April 30, 2016 11:33
Bombay HC orders demolision of  Adarsh towers

The Bombay High Court on Friday ordered the Union Environment Ministry to demolish 31-storey Adarsh Co-operative Housing Society. The counsel for Adarsh Housing Society pleaded for a 12-week stay on the demolition order to enable its appeal in the Supreme Court and the high court bench granted a stay.

We direct the Union of India to forthwith demolish Adarsh building," began Justice R G Ketkar, wasting not a second after he took a seat next to Justice R V More in the Bombay high court on Friday . His words came as a wrecking ball exactly at 3pm for the team of Adarsh cooperative housing society, leaving even their senior counsel Navroz Seervai stunned for a moment.

The judge's second line in the judgment sealed the fate for babus and their political masters too. "We direct the Union and state governments to consider initiating proper civil or criminal proceedings against concerned bureaucrats and politicians, if not done so far for committing various offences in acquiring the land and also for abuse of powers."

The court has directed the society to pay a cost of Rs 1 lakh each to various officials including Sitaram Kunte, T C Benjamin, MoEF officers Senthilval, Thiru, MoEF director Bharat Bhushan and its advisor Nalini Bhat.

The court has directed the state to initiate criminal prosecution against the officers involved in the scam and to restore the plot.

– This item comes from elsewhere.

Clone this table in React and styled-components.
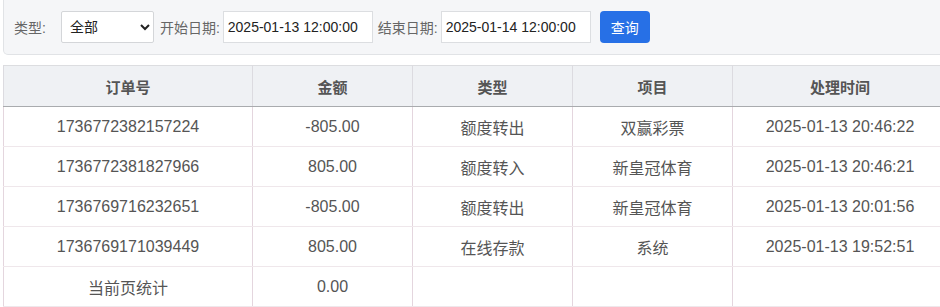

The order to raze the building comes after the Union Ministry of Environment and Forests (MOEF) passed an order to demolish the scam-hit society in 2011, following which its members approached the Bombay High Court challenging it. The ministry had on January 16, 2011 directed the Society to demolish within three months the "unauthorised" building for violating coastal regulations.

The bench of Justices RV More and RG Ketkar has directed the Ministry of Defence to conduct a departmental inquiry into its officers for not taking action early enough, when the building scam came to light.

The controversial building, though still unoccupied, promised great sea-views for the  bureaucrats or their families who were allotted these flats, allegedly in lieu of processing the files fast, in what was otherwise meant to be a housing scheme for serving and retired defence personnel and war widows.